Minha avó é magra, fashion e perfeita

Dilma Rousseff, presidenta do Brasil, tem 67 anos de idade. Já foi casada, é mãe de uma filha adulta e tem um netinho em fase de crescimento. A não ser pelo fato de ser economista e possuir o cargo mais alto da nação, Dilma se assemelha com as avós de muita gente: é uma senhora idosa que não se encaixa no padrão de beleza. Mas não são todos que consideram esses aspectos.

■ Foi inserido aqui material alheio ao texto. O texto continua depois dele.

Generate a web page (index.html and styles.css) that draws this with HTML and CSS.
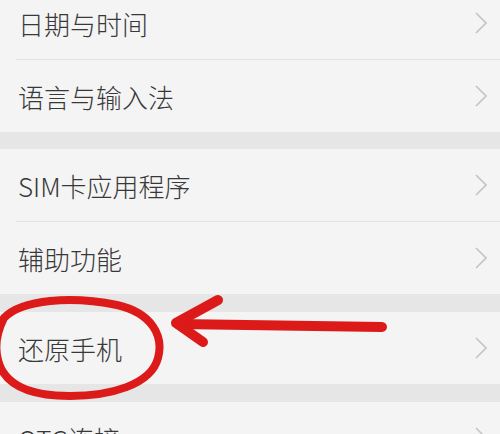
FILE: index.html
```html
<!DOCTYPE html>
<html lang="zh">
<head>
<meta charset="utf-8">
<link rel="stylesheet" href="styles.css">
</head>
<body>
<div class="screen">
  <div class="list">
    <div class="group">
      <div class="row"><span class="label">日期与时间</span><svg class="chev" viewBox="0 0 12 22"><polyline points="1,1 11,11 1,21"/></svg></div>
      <div class="divider"></div>
      <div class="row"><span class="label">语言与输入法</span><svg class="chev" viewBox="0 0 12 22"><polyline points="1,1 11,11 1,21"/></svg></div>
    </div>
    <div class="gap"></div>
    <div class="group">
      <div class="row"><span class="label">SIM卡应用程序</span><svg class="chev" viewBox="0 0 12 22"><polyline points="1,1 11,11 1,21"/></svg></div>
      <div class="divider"></div>
      <div class="row"><span class="label">辅助功能</span><svg class="chev" viewBox="0 0 12 22"><polyline points="1,1 11,11 1,21"/></svg></div>
    </div>
    <div class="gap gap-b"></div>
    <div class="group">
      <div class="row"><span class="label">还原手机</span><svg class="chev" viewBox="0 0 12 22"><polyline points="1,1 11,11 1,21"/></svg></div>
    </div>
    <div class="gap gap-b"></div>
    <div class="group">
      <div class="row"><span class="label">OTG连接</span><svg class="chev" viewBox="0 0 12 22"><polyline points="1,1 11,11 1,21"/></svg></div>
    </div>
  </div>
  <svg class="marks" viewBox="0 0 500 434" width="500" height="434">
    <path class="ink" d="M 4 318 C 22 299, 72 296, 117 305 C 152 313, 164 336, 158 358 C 151 385, 110 396, 70 396 C 30 396, 4 385, -2 360 C -6 345, -2 330, 4 318"/>
    <path class="ink thick" d="M 382 327 L 178 324"/>
    <path class="ink thick" d="M 218 300 L 176 323 L 203 342"/>
  </svg>
</div>
</body>
</html>
```
FILE: styles.css
```css
html, body {
  margin: 0;
  padding: 0;
}
body {
  width: 500px;
  height: 434px;
  overflow: hidden;
  background: #f4f4f4;
  font-family: "Noto Sans CJK SC", "Noto Sans", sans-serif;
}
.screen {
  position: relative;
  width: 500px;
  height: 434px;
  overflow: hidden;
}
.list {
  margin-top: -13px;
  display: flex;
  flex-direction: column;
}
.group {
  background: #f4f4f4;
  display: flex;
  flex-direction: column;
}
.row {
  height: 72px;
  display: flex;
  align-items: center;
  justify-content: space-between;
  padding: 0 13px 0 18px;
}
.label {
  font-size: 26px;
  font-weight: 300;
  color: #383838;
  line-height: 1;
  padding-top: 2px;
}
.chev {
  width: 12px;
  height: 22px;
  fill: none;
  stroke: #c4c4c4;
  stroke-width: 1.6;
}
.divider {
  height: 1px;
  margin-left: 16px;
  background: #e2e2e2;
}
.gap {
  height: 17px;
  background: #e6e6e6;
}
.gap-b {
  height: 18px;
}
.marks {
  position: absolute;
  left: 0;
  top: 0;
  pointer-events: none;
}
.ink {
  fill: none;
  stroke: #dc1a1a;
  stroke-width: 8;
  stroke-linecap: round;
  stroke-linejoin: round;
}
.thick {
  stroke-width: 10;
}
```
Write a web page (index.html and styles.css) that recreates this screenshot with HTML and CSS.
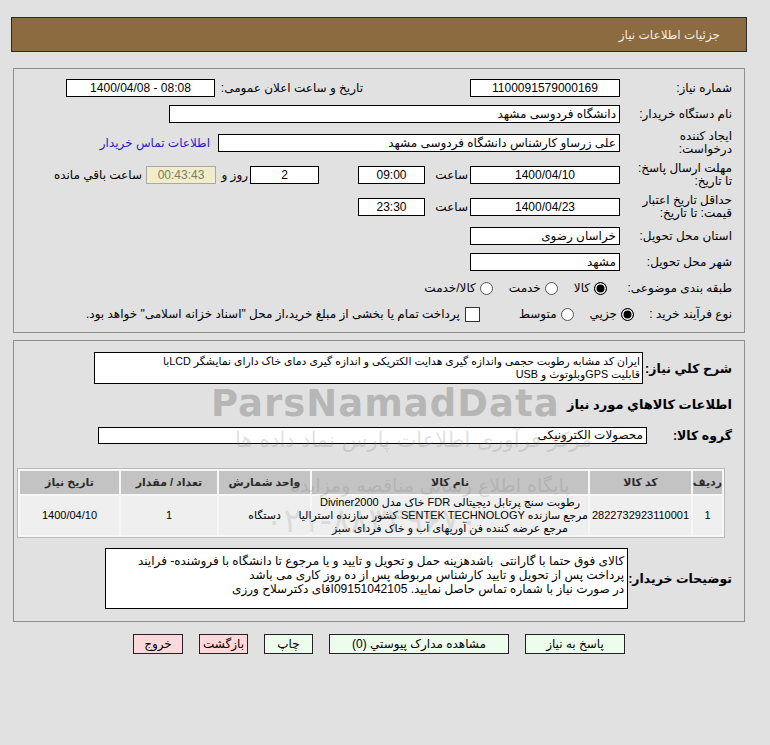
FILE: index.html
```html
<!DOCTYPE html>
<html lang="fa" dir="rtl">
<head>
<meta charset="utf-8">
<title>جزئیات اطلاعات نیاز</title>
<link rel="stylesheet" href="styles.css">
</head>
<body>
<div class="page">
  <div class="titlebar">جزئیات اطلاعات نیاز</div>

  <div class="panel first">
    <div class="row">
      <div class="lbl w112">شماره نیاز:</div>
      <div class="box center w150">1100091579000169</div>
      <div class="gap107"></div>
      <div class="lbl w148">تاریخ و ساعت اعلان عمومی:</div>
      <div class="box center w149 ltr">1400/04/08 - 08:08</div>
    </div>
    <div class="row">
      <div class="lbl w112">نام دستگاه خریدار:</div>
      <div class="box w451">دانشگاه فردوسی مشهد</div>
    </div>
    <div class="row tall">
      <div class="lbl w112 two">ایجاد کننده<br>درخواست:</div>
      <div class="box w402">علی زرساو کارشناس دانشگاه فردوسی مشهد</div>
      <a class="link" href="#">اطلاعات تماس خریدار</a>
    </div>
    <div class="row tall">
      <div class="lbl w112 two">مهلت ارسال پاسخ:<br>تا تاریخ:</div>
      <div class="box center w150">1400/04/10</div>
      <div class="cell w45">ساعت</div>
      <div class="box center w67">09:00</div>
      <div class="gap39"></div>
      <div class="box center w69">2</div>
      <div class="cell w34">روز و</div>
      <div class="box center w70 timer">00:43:43</div>
      <div class="remain">ساعت باقي مانده</div>
    </div>
    <div class="row tall">
      <div class="lbl w112 two">حداقل تاریخ اعتبار<br>قیمت: تا تاریخ:</div>
      <div class="box center w150">1400/04/23</div>
      <div class="cell w45">ساعت</div>
      <div class="box center w67">23:30</div>
    </div>
    <div class="row">
      <div class="lbl w112">استان محل تحویل:</div>
      <div class="box w150">خراسان رضوی</div>
    </div>
    <div class="row">
      <div class="lbl w112">شهر محل تحویل:</div>
      <div class="box w150">مشهد</div>
    </div>
    <div class="row">
      <div class="lbl w112">طبقه بندی موضوعی:</div>
      <div class="opts subject">
        <span class="opt"><span class="radio on"></span>کالا</span>
        <span class="opt"><span class="radio"></span>خدمت</span>
        <span class="opt"><span class="radio"></span>کالا/خدمت</span>
      </div>
    </div>
    <div class="row">
      <div class="lbl w98">نوع فرآیند خرید :</div>
      <div class="opts">
        <span class="opt"><span class="radio on"></span>جزيي</span>
        <span class="opt"><span class="radio"></span>متوسط</span>
        <span class="opt wide"><span class="check"></span>پرداخت تمام یا بخشی از مبلغ خرید،از محل "اسناد خزانه اسلامی" خواهد بود.</span>
      </div>
    </div>
  </div>

  <div class="panel second">
    <div class="row desc">
      <div class="lbl bold w89">شرح کلي نياز:</div>
      <div class="box multi w549">ایران کد مشابه رطوبت حجمی واندازه گیری هدایت الکتریکی و اندازه گیری دمای خاک دارای نمایشگر LCDبا<br>قابلیت GPSوبلوتوث و USB</div>
    </div>
    <div class="heading">اطلاعات کالاهاي مورد نياز</div>
    <div class="row group">
      <div class="lbl bold w85">گروه کالا:</div>
      <div class="box w549">محصولات الکترونیکی</div>
    </div>

    <table class="items">
      <colgroup>
        <col class="c-row"><col class="c-code"><col class="c-name"><col class="c-unit"><col class="c-qty"><col class="c-date">
      </colgroup>
      <thead>
        <tr>
          <th>ردیف</th><th>کد کالا</th><th>نام کالا</th><th>واحد شمارش</th><th>تعداد / مقدار</th><th>تاریخ نیاز</th>
        </tr>
      </thead>
      <tbody>
        <tr>
          <td>1</td>
          <td>2822732923110001</td>
          <td>رطوبت سنج پرتابل دیجیتالی FDR خاک مدل Diviner2000<br>مرجع سازنده SENTEK TECHNOLOGY کشور سازنده استرالیا<br>مرجع عرضه کننده فن آوریهای آب و خاک فردای سبز</td>
          <td>دستگاه</td>
          <td>1</td>
          <td>1400/04/10</td>
        </tr>
      </tbody>
    </table>

    <div class="row notes">
      <div class="lbl bold w101">توضیحات خریدار:</div>
      <div class="box multi w523">کالای فوق حتما با گارانتی&nbsp; باشدهزینه حمل و تحویل و تایید و یا مرجوع تا دانشگاه با فروشنده- فرایند<br>پرداخت پس از تحویل و تایید کارشناس مربوطه پس از ده روز کاری می باشد<br>در صورت نیاز با شماره تماس حاصل نمایید. 09151042105اقای دکترسلاح ورزی</div>
    </div>
  </div>

  <div class="buttons">
    <span class="btn green w100">پاسخ به نیاز</span>
    <span class="btn green w180">مشاهده مدارک پيوستي (0)</span>
    <span class="btn green w49">چاپ</span>
    <span class="btn pink w49">بازگشت</span>
    <span class="btn pink w50">خروج</span>
  </div>

  <div class="wm wm-latin">ParsNamadData</div>
  <div class="wm wm-fa1">مرکز فرآوری اطلاعات پارس نماد داده ها</div>
  <div class="wm wm-fa2">پایگاه اطلاع رسانی مناقصه ومزایده</div>
  <div class="wm wm-fa3">۰۲۱-۸۸۳۴۹۶۷۰</div>
</div>
</body>
</html>
```

FILE: styles.css
```css
html, body {
  margin: 0;
  padding: 0;
}
body {
  background: #e1e1e1;
  font-family: "Liberation Sans", "DejaVu Sans", sans-serif;
  font-size: 12px;
  color: #000;
  direction: rtl;
}
.page {
  position: relative;
  padding: 17px 25px 0 13px;
  height: 728px;
  box-sizing: content-box;
}
.titlebar {
  margin: 0 -2px;
  height: 35px;
  box-sizing: border-box;
  background: #8b6b3f;
  border: 1px solid #2a2a2a;
  color: #f4ede2;
  font-size: 12px;
  display: flex;
  align-items: center;
  padding-right: 26px;
}
.panel {
  border: 1px solid #8e8e8e;
  padding: 0 12px 0 0;
}
.panel.first {
  margin-top: 16px;
  padding-top: 6px;
  padding-bottom: 5px;
}
.panel.second {
  margin-top: 7px;
  padding-top: 11px;
  padding-bottom: 12px;
}
.row {
  display: flex;
  align-items: center;
  height: 26px;
  white-space: nowrap;
}
.row.tall { height: 32px; }
.lbl {
  flex: none;
  min-width: max-content;
  text-align: right;
}
.lbl.two {
  line-height: 13px;
  white-space: normal;
  min-width: 0;
}
.lbl.bold {
  font-weight: bold;
  font-size: 12.5px;
}
.heading {
  font-weight: bold;
  font-size: 13px;
}
.w85 { width: 85px; }
.w89 { width: 89px; }
.w98 { width: 98px; }
.w101 { width: 101px; }
.w112 { width: 112px; }
.w148 { width: 148px; }
.w34 { width: 34px; }
.w45 { width: 45px; }
.w49 { width: 49px; }
.w50 { width: 50px; }
.w67 { width: 67px; }
.w69 { width: 69px; }
.w70 { width: 70px; }
.w100 { width: 100px; }
.w149 { width: 149px; }
.w150 { width: 150px; }
.w180 { width: 180px; }
.w402 { width: 402px; }
.w451 { width: 451px; }
.w523 { width: 523px; }
.w549 { width: 549px; }
.gap107 { width: 107px; flex: none; }
.gap39 { width: 39px; flex: none; }
.box {
  flex: none;
  height: 18px;
  box-sizing: border-box;
  border: 1px solid #000;
  background: #fff;
  display: flex;
  align-items: center;
  padding: 0 3px;
  overflow: hidden;
}
.box.center { justify-content: center; }
.box.ltr { direction: ltr; }
.box.timer {
  background: #f1edcb;
  border-color: #a8a8a8;
  color: #7b7b62;
}
.cell {
  flex: none;
  text-align: right;
  padding-right: 2px;
  box-sizing: border-box;
}
.remain { margin-right: 4px; }
.link {
  margin-right: 8px;
  color: #2424c4;
  text-decoration: none;
}
.opts {
  display: flex;
  align-items: center;
}
.opts.subject { margin-right: 13px; }
.opt {
  display: flex;
  align-items: center;
  gap: 4px;
  margin-left: 16px;
}
.opt.wide { margin-right: 23px; gap: 5px; }
.radio {
  width: 13px;
  height: 13px;
  box-sizing: border-box;
  border: 1px solid #555;
  border-radius: 50%;
  background: #fff;
  flex: none;
}
.radio.on {
  background: #000;
  border-color: #000;
  box-shadow: inset 0 0 0 1.5px #fff;
}
.check {
  width: 15px;
  height: 15px;
  box-sizing: border-box;
  border: 1px solid #333;
  background: #fff;
  flex: none;
}
.row.desc { height: 32px; }
.box.multi {
  display: block;
  line-height: 13px;
  white-space: nowrap;
  text-align: right;
}
.row.desc .box {
  height: 32px;
  padding: 2px 2px 0;
  font-size: 10.8px;
}
.heading {
  margin-top: 11px;
  height: 20px;
  line-height: 20px;
}
.row.group {
  margin-top: 11px;
  height: 18px;
}
.row.group .box { height: 17px; }
table.items {
  margin: 24px 7px 0 0;
  width: 708px;
  table-layout: fixed;
  border-collapse: separate;
  border-spacing: 2px;
  background: #f7f7f7;
  border: 1px solid #b9b9b9;
  box-sizing: border-box;
  font-size: 11px;
}
.c-row { width: 29px; }
.c-code { width: 101px; }
.c-name { width: 276px; }
.c-unit { width: 91px; }
.c-qty { width: 96px; }
.c-date { width: 99px; }
table.items th {
  background: #c3c3c3;
  height: 23px;
  padding: 0;
  font-weight: bold;
  color: #2b2b2b;
  white-space: nowrap;
}
table.items td {
  background: #efefef;
  height: 39px;
  padding: 0;
  text-align: center;
  line-height: 13px;
  white-space: nowrap;
}
.row.notes {
  margin-top: 10px;
  height: 61px;
}
.row.notes .box {
  height: 61px;
  padding-top: 5px;
  line-height: 14px;
}
.buttons {
  margin-top: 12px;
  display: flex;
  justify-content: center;
  gap: 16px;
}
.btn {
  height: 20px;
  box-sizing: border-box;
  border: 1px solid #222;
  display: flex;
  align-items: center;
  justify-content: center;
  font-size: 12px;
}
.btn.green { background: #ecfdec; }
.btn.pink { background: #ffd9d9; }
.wm {
  position: absolute;
  pointer-events: none;
  white-space: nowrap;
  color: rgba(140, 140, 140, 0.5);
}
.wm-latin {
  direction: ltr;
  left: 211px;
  top: 382px;
  font-family: "DejaVu Sans", sans-serif;
  font-weight: bold;
  font-size: 37px;
  letter-spacing: 1px;
}
.wm-fa1 {
  left: 235px;
  top: 428px;
  font-family: "DejaVu Sans", sans-serif;
  font-size: 21px;
  color: rgba(130, 130, 130, 0.25);
}
.wm-fa2 {
  left: 290px;
  top: 474px;
  font-family: "DejaVu Sans", sans-serif;
  font-size: 19px;
  color: rgba(130, 130, 130, 0.25);
}
.wm-fa3 {
  left: 265px;
  top: 500px;
  font-family: "DejaVu Sans", sans-serif;
  font-size: 34px;
  color: rgba(130, 130, 130, 0.2);
}
```
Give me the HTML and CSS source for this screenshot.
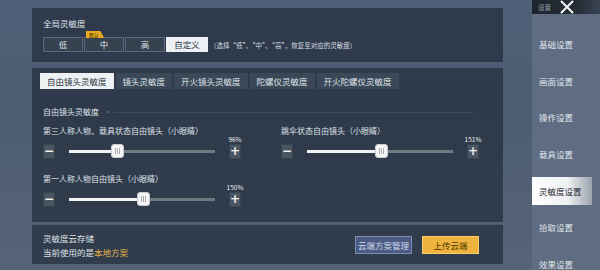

Por Jarid Arraes, na Revista Fórum

Dilma Rousseff inicia, aos 67 anos, segundo mandato de presidenta
Nossa cultura é terrível com as pessoas mais velhas. Os idosos são tratados como fardos inúteis, como se não pudessem mais realizar grandes feitos ou fazer escolhas marcantes em suas vidas. Para além dessa mentalidade comum de que a velhice é uma fase onde nada se pode ou sabe fazer, também vivemos em uma sociedade que repudia o envelhecimento e faz de tudo para negá-lo. Se a pessoa em questão for uma mulher, o preconceito é consideravelmente pior.
 
Ao contrário dos homens idosos, as mulheres mais velhas não podem se dar o luxo de manter o cabelo grisalho; enquanto Lula e Fernando Henrique Cardoso podem sair por aí com seus belos fios brancos, Marina Silva e Dilma Rousseff não gozam da mesma facilidade: elas precisam recorrer às tinturas caso não queiram virar manchete. Curiosamente, o que as pessoas consideram “desleixo com a aparência” frequentemente se torna sinônimo de “desleixo com a vida profissional”.
 
Por isso, para uma mulher ser respeitada minimamente em sua atuação profissional, sua aparência física deve atender a critérios rígidos: não pode ser gorda, pois gente gorda é associada a descontrole e preguiça; não pode ser grisalha, porque o “descuido” com o cabelo é visto como falta de zelo; e também não pode ser “feia”, porque ser feia para uma mulher imputa que nenhum homem a desejará. A ligação irracional entre o desejo sexual masculino e a efetividade da capacidade profissional de uma mulher é simplesmente incompreensível, mas o machismo não faz mesmo sentido, só se baseia na misoginia para existir e sai atropelando tudo o que encontra pela frente.
 
Dilma, mulher pública, não é tratada da mesma forma que as figuras públicas masculinas são tratadas. Homens públicos como Fernando Henrique Cardoso, por exemplo, não são alvos de análises milimétricas de seus dentes ou de que terno estão usando. Na verdade, os políticos do sexo masculino têm o privilégio de uma vida fashion muito tranquila, já que paletó não tem que mudar de cor, estampa, textura e combinação a cada aparição. Mas Deus nos ajude caso Dilma reutilize o mesmo conjuntinho monocromático em duas ocasiões diferentes!
 
Se Dilma fosse mais jovem, certamente passaria por cobranças pesadíssimas. Mas sua idade também não é o suficiente para que “peguem leve” com a presidenta. Muita gente esquece que Dilma não é candidata a Miss Chefe de Estado e que não está recebendo a faixa presidencial para ser objeto decorativo. Nenhuma profissional do sexo feminino é decoração ou musa somente por ser mulher. A insistência nessas avaliações físicas é uma falta de respeito imensurável, que atinge todas as mulheres, de todas as idades.
 
Ainda precisamos superar a ideia de que toda mulher deve se apresentar de forma desejável para os homens, assim como temos que discutir a falta de respeito contra as pessoas idosas, que devem ter o direito garantido de envelhecer sem recorrer ao mercado da beleza e suas incontáveis cirurgias plásticas e intervenções estéticas. Às mulheres, o direito de envelhecer e trabalhar, recebendo a valorização e as críticas justas de acordo com o trabalho que desenvolvem; aos que se escondem sob títulos de comentaristas, um pouco de coragem para que assumam a mediocridade da atuação profissional que possuem sem tentar disfarçá-la com machismo e objetificação feminina.